Source data:
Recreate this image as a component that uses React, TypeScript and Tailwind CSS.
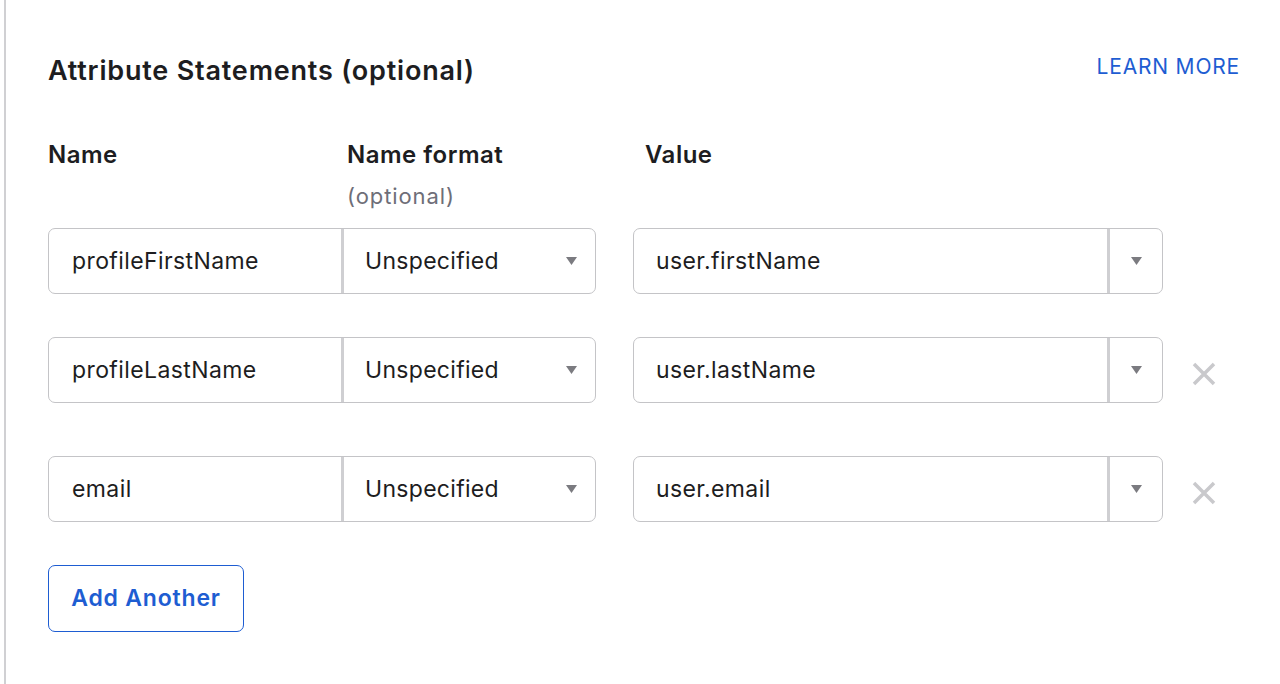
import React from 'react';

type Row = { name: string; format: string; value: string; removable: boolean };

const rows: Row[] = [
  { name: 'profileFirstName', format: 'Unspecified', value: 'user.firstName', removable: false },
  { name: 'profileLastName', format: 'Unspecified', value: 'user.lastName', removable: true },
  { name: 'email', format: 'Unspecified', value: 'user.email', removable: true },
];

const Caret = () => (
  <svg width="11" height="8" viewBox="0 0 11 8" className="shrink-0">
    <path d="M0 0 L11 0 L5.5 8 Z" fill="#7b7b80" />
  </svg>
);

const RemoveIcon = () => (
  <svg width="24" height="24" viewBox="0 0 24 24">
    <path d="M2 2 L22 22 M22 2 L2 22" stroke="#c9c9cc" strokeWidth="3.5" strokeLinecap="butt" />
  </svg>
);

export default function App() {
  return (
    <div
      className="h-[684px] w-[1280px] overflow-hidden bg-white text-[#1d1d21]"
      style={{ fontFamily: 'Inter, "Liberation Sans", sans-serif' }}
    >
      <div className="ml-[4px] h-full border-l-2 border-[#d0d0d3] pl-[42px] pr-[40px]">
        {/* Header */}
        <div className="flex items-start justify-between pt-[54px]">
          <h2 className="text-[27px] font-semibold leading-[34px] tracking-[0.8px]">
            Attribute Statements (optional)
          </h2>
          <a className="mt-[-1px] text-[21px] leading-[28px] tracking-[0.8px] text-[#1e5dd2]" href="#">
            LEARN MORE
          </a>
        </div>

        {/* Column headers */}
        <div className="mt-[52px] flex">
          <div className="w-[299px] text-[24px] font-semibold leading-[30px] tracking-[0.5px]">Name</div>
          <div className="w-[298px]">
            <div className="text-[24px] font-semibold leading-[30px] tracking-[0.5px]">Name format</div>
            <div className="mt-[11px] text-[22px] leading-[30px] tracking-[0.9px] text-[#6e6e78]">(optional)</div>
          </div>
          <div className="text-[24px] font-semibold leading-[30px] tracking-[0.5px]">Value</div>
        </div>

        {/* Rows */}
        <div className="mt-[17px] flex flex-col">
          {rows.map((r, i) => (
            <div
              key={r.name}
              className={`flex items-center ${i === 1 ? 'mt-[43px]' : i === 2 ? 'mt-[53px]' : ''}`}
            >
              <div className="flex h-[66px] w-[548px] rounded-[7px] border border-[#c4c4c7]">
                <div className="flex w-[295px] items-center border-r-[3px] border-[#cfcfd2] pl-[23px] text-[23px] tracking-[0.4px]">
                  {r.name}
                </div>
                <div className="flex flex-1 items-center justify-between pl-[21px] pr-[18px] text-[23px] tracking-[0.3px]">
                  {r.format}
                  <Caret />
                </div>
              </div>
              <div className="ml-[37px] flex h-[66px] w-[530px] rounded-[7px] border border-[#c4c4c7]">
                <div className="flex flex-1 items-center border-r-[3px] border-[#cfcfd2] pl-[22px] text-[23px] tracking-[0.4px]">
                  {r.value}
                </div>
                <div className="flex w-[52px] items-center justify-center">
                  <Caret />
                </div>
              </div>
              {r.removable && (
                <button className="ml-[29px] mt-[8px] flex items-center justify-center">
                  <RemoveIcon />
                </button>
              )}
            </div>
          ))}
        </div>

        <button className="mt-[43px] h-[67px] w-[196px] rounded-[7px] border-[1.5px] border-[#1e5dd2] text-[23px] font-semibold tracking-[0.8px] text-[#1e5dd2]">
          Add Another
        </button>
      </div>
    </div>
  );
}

Task to carry out:
Skip the images and write out the rest of the listing exactly.

Written solution:
Recreate this image as a component that uses React, TypeScript and Tailwind CSS.
import React from 'react';

type Row = { name: string; format: string; value: string; removable: boolean };

const rows: Row[] = [
  { name: 'profileFirstName', format: 'Unspecified', value: 'user.firstName', removable: false },
  { name: 'profileLastName', format: 'Unspecified', value: 'user.lastName', removable: true },
  { name: 'email', format: 'Unspecified', value: 'user.email', removable: true },
];

const Caret = () => (
  <svg width="11" height="8" viewBox="0 0 11 8" className="shrink-0">
    <path d="M0 0 L11 0 L5.5 8 Z" fill="#7b7b80" />
  </svg>
);

const RemoveIcon = () => (
  <svg width="24" height="24" viewBox="0 0 24 24">
    <path d="M2 2 L22 22 M22 2 L2 22" stroke="#c9c9cc" strokeWidth="3.5" strokeLinecap="butt" />
  </svg>
);

export default function App() {
  return (
    <div
      className="h-[684px] w-[1280px] overflow-hidden bg-white text-[#1d1d21]"
      style={{ fontFamily: 'Inter, "Liberation Sans", sans-serif' }}
    >
      <div className="ml-[4px] h-full border-l-2 border-[#d0d0d3] pl-[42px] pr-[40px]">
        {/* Header */}
        <div className="flex items-start justify-between pt-[54px]">
          <h2 className="text-[27px] font-semibold leading-[34px] tracking-[0.8px]">
            Attribute Statements (optional)
          </h2>
          <a className="mt-[-1px] text-[21px] leading-[28px] tracking-[0.8px] text-[#1e5dd2]" href="#">
            LEARN MORE
          </a>
        </div>

        {/* Column headers */}
        <div className="mt-[52px] flex">
          <div className="w-[299px] text-[24px] font-semibold leading-[30px] tracking-[0.5px]">Name</div>
          <div className="w-[298px]">
            <div className="text-[24px] font-semibold leading-[30px] tracking-[0.5px]">Name format</div>
            <div className="mt-[11px] text-[22px] leading-[30px] tracking-[0.9px] text-[#6e6e78]">(optional)</div>
          </div>
          <div className="text-[24px] font-semibold leading-[30px] tracking-[0.5px]">Value</div>
        </div>

        {/* Rows */}
        <div className="mt-[17px] flex flex-col">
          {rows.map((r, i) => (
            <div
              key={r.name}
              className={`flex items-center ${i === 1 ? 'mt-[43px]' : i === 2 ? 'mt-[53px]' : ''}`}
            >
              <div className="flex h-[66px] w-[548px] rounded-[7px] border border-[#c4c4c7]">
                <div className="flex w-[295px] items-center border-r-[3px] border-[#cfcfd2] pl-[23px] text-[23px] tracking-[0.4px]">
                  {r.name}
                </div>
                <div className="flex flex-1 items-center justify-between pl-[21px] pr-[18px] text-[23px] tracking-[0.3px]">
                  {r.format}
                  <Caret />
                </div>
              </div>
              <div className="ml-[37px] flex h-[66px] w-[530px] rounded-[7px] border border-[#c4c4c7]">
                <div className="flex flex-1 items-center border-r-[3px] border-[#cfcfd2] pl-[22px] text-[23px] tracking-[0.4px]">
                  {r.value}
                </div>
                <div className="flex w-[52px] items-center justify-center">
                  <Caret />
                </div>
              </div>
              {r.removable && (
                <button className="ml-[29px] mt-[8px] flex items-center justify-center">
                  <RemoveIcon />
                </button>
              )}
            </div>
          ))}
        </div>

        <button className="mt-[43px] h-[67px] w-[196px] rounded-[7px] border-[1.5px] border-[#1e5dd2] text-[23px] font-semibold tracking-[0.8px] text-[#1e5dd2]">
          Add Another
        </button>
      </div>
    </div>
  );
}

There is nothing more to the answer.